Under the Democratic plan, seniors are even going to lose Medicare choice. A $500 billion reimbursement cutback of Medicare to health care providers would wreck private health care profitability. And other casualties could include the 11 million people in the Medicare Advantage program (which allows insurance choice) and the 8 million in health savings accounts. These will be scrapped under Obama-Baucus.

So we'll be left with the same health care insurance system that is dominated by big government, big business and big insurance companies. Government and the insurance lobby love their oligopolistic powers. But it's exactly these third-party payers who create the supposed free lunch that unnecessarily bloats the expenses of the health care system.

Only the free market will solve our cost problems, doing it in a way that no other government program can.

And speaking of free-market consumer choice and competition, wouldn't it be nice if the 12 million low-income and chronically uninsured folks in America today got vouchers or refundable tax credits so they could shop around for the best plan available?

In fact, to promote real free-market choice, the entire insured population should get a tax break so that everyone can purchase plans on a pre-tax basis, just the way businesses do. And the free-market cost control of government expenses can coexist beautifully with the continued rapid growth of the private health care sector -- which is fast becoming America's No. 1 industry.
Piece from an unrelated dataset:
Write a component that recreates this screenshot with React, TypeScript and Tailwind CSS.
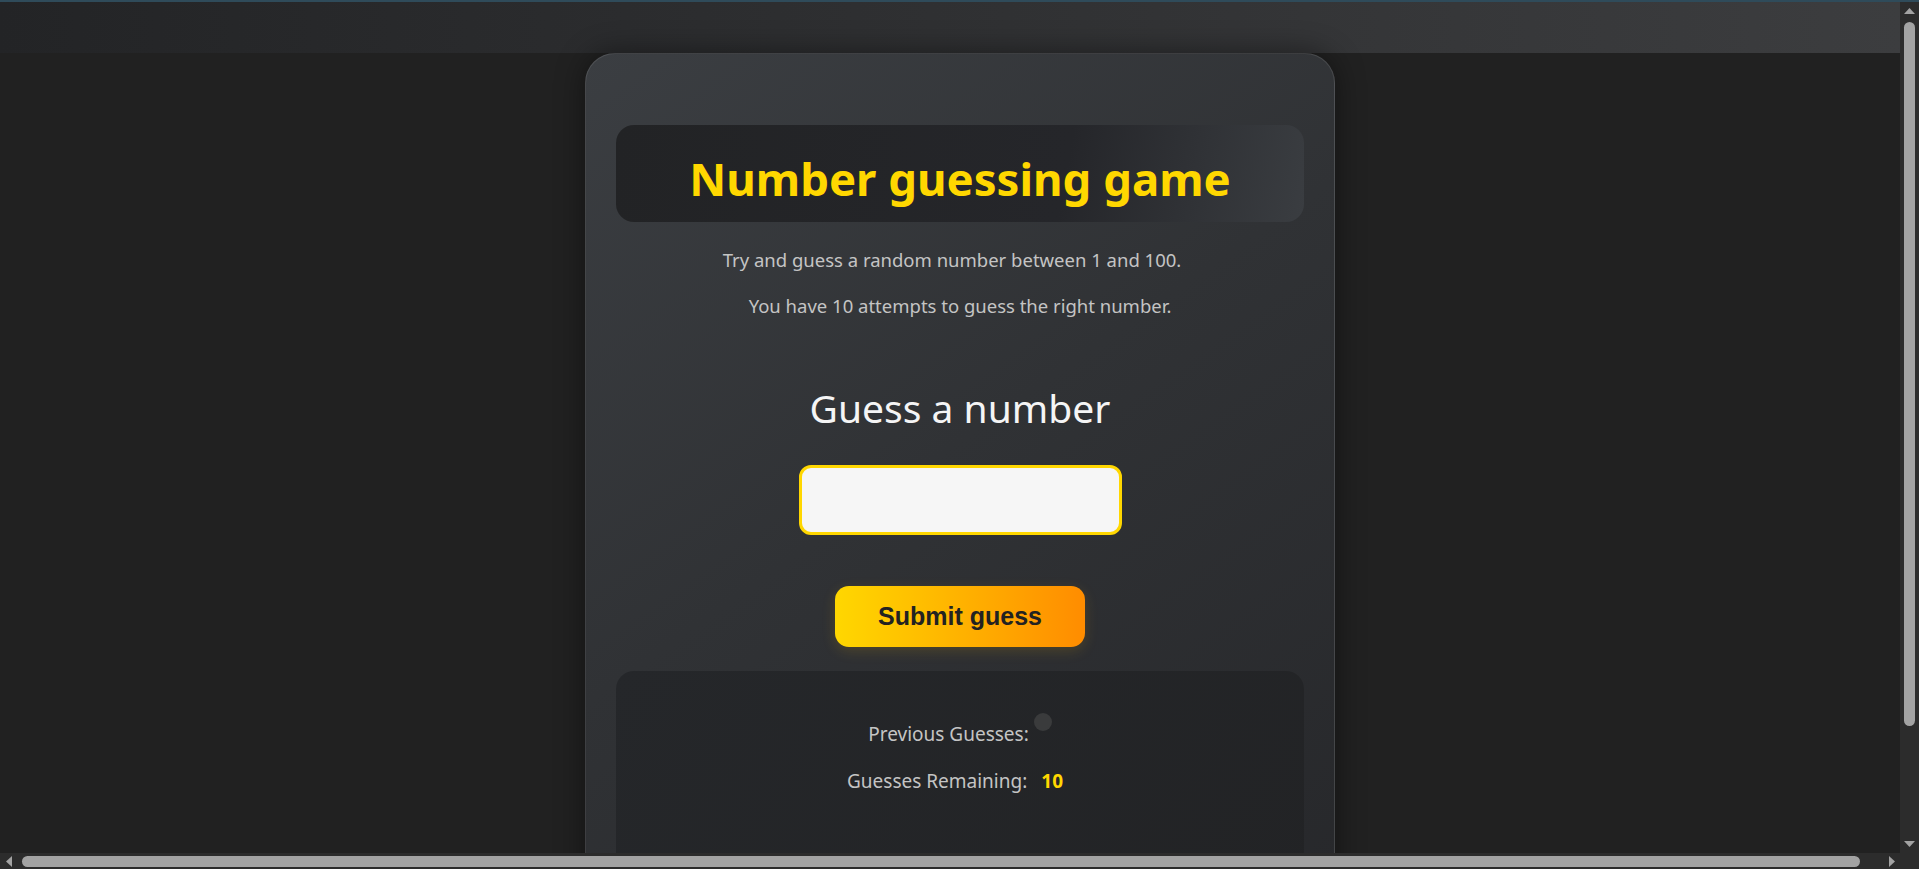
import React from "react";

// Number guessing game — single card on a dark page, with the browser chrome strips drawn in

const FONT = "font-['Noto_Sans',_'Open_Sans',_sans-serif]";

function UpArrow() {
  return (
    <svg width="11" height="7" viewBox="0 0 11 7">
      <path d="M5.5 0 L11 6 L0 6 Z" fill="#a3a3a3" />
    </svg>
  );
}

function DownArrow() {
  return (
    <svg width="11" height="7" viewBox="0 0 11 7">
      <path d="M0 0 L11 0 L5.5 6 Z" fill="#a3a3a3" />
    </svg>
  );
}

function LeftArrow() {
  return (
    <svg width="7" height="11" viewBox="0 0 7 11">
      <path d="M6 0 L6 11 L0 5.5 Z" fill="#a3a3a3" />
    </svg>
  );
}

function RightArrow() {
  return (
    <svg width="7" height="11" viewBox="0 0 7 11">
      <path d="M0 0 L0 11 L6 5.5 Z" fill="#a3a3a3" />
    </svg>
  );
}

function GameCard() {
  return (
    <div
      className={`mx-auto w-[750px] shrink-0 rounded-[30px] border border-white/10 bg-[linear-gradient(145deg,#3b3e42_0%,#303235_45%,#26272a_100%)] px-[30px] pt-[71px] pb-[40px] shadow-[0_0_30px_rgba(0,0,0,0.45)] ${FONT}`}
    >
      {/* Title banner */}
      <div className="flex h-[97px] items-center justify-center rounded-[18px] bg-[linear-gradient(100deg,#222325_0%,#25262a_65%,#3a3d41_100%)] pt-[10px]">
        <h1 className="text-[45.5px] font-bold leading-none text-[#FFD700]">
          Number guessing game
        </h1>
      </div>

      <p className="mt-[24px] pr-[16px] text-center text-[18.5px] leading-[27px] text-[#c4c4c4]">
        Try and guess a random number between 1 and 100.
      </p>
      <p className="mt-[19px] text-center text-[18.5px] leading-[27px] text-[#c4c4c4]">
        You have 10 attempts to guess the right number.
      </p>

      <h2 className="mt-[66px] text-center text-[39px] leading-[46px] text-[#f5f5f5]">
        Guess a number
      </h2>

      <div className="mt-[34px] flex justify-center">
        <input
          type="number"
          className="h-[70px] w-[323px] rounded-[12px] border-[3px] border-[#FFD700] bg-[#f6f6f6] px-3 text-[24px] text-[#222] outline-none"
        />
      </div>

      <div className="mt-[51px] flex justify-center">
        <button className="h-[61px] w-[250px] rounded-[14px] bg-gradient-to-r from-[#FFD700] to-[#FF8C00] font-['Liberation_Sans',_Arial,_sans-serif] text-[25px] font-bold text-[#222] shadow-[0_4px_14px_rgba(255,190,0,0.15)]">
          Submit guess
        </button>
      </div>

      {/* Stats panel */}
      <div className="mt-[24px] h-[260px] rounded-[18px] bg-[linear-gradient(135deg,#25272a_0%,#222325_100%)] pt-[50px]">
        <div className="flex justify-center text-[19px] leading-[27px] text-[#c4c4c4]">
          <span>Previous Guesses:</span>
          <span className="-mt-[8px] ml-[5px] h-[18px] w-[18px] self-start rounded-full bg-[#3a3b3c]" />
        </div>
        <div className="mt-[20px] flex justify-center gap-[14px] pr-[10px] text-[19px] leading-[27px] text-[#c4c4c4]">
          <span>Guesses Remaining:</span>
          <span className="font-bold text-[#FFD700]">10</span>
        </div>
      </div>
    </div>
  );
}

export default function App() {
  return (
    <div className="flex h-screen w-screen flex-col overflow-hidden bg-[#212121]">
      {/* window edge */}
      <div className="h-[2px] w-full shrink-0 bg-[#2f4b5a]" />

      <div className="flex min-h-0 flex-1">
        {/* page */}
        <div className="flex min-w-0 flex-1 flex-col overflow-hidden">
          <div className="h-[51px] w-full shrink-0 bg-gradient-to-r from-[#232426] to-[#3c3d3f]" />
          <div className="flex w-[1920px] flex-1 flex-col">
            <GameCard />
          </div>
        </div>

        {/* vertical scrollbar */}
        <div className="flex w-[19px] shrink-0 flex-col items-center bg-[#2c2c2c] pt-[6px] pb-[5px]">
          <UpArrow />
          <div className="mt-[7px] h-[704px] w-[11px] rounded-full bg-[#a3a3a3]" />
          <div className="flex-1" />
          <DownArrow />
        </div>
      </div>

      {/* horizontal scrollbar */}
      <div className="flex h-[16px] shrink-0">
        <div className="flex flex-1 items-center bg-[#2c2c2c] pl-[6px] pr-[4px]">
          <LeftArrow />
          <div className="ml-[9px] h-[11px] w-[1838px] rounded-full bg-[#a3a3a3]" />
          <div className="flex-1" />
          <RightArrow />
        </div>
        <div className="w-[19px] bg-[#2c2c2c]" />
      </div>
    </div>
  );
}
In an article for the American Enterprise Institute, Noble Prize winner Robert Fogel argues skillfully for a fast-growing private health sector to accommodate baby-boomer retirements and take advantage of the breathtaking technological gains in health care. He's right. We don't need Malthusian growth-limits on health care. It's an economic-recovery sector. It even created 400,000 new jobs during this deep recession. It now employs 13.7 million people, more than the whole manufacturing sector.

But what we do need is effective consumer choice and market-oriented policies that will control the government's health care sector and prevent it from spending, borrowing, regulating and taxing us to death.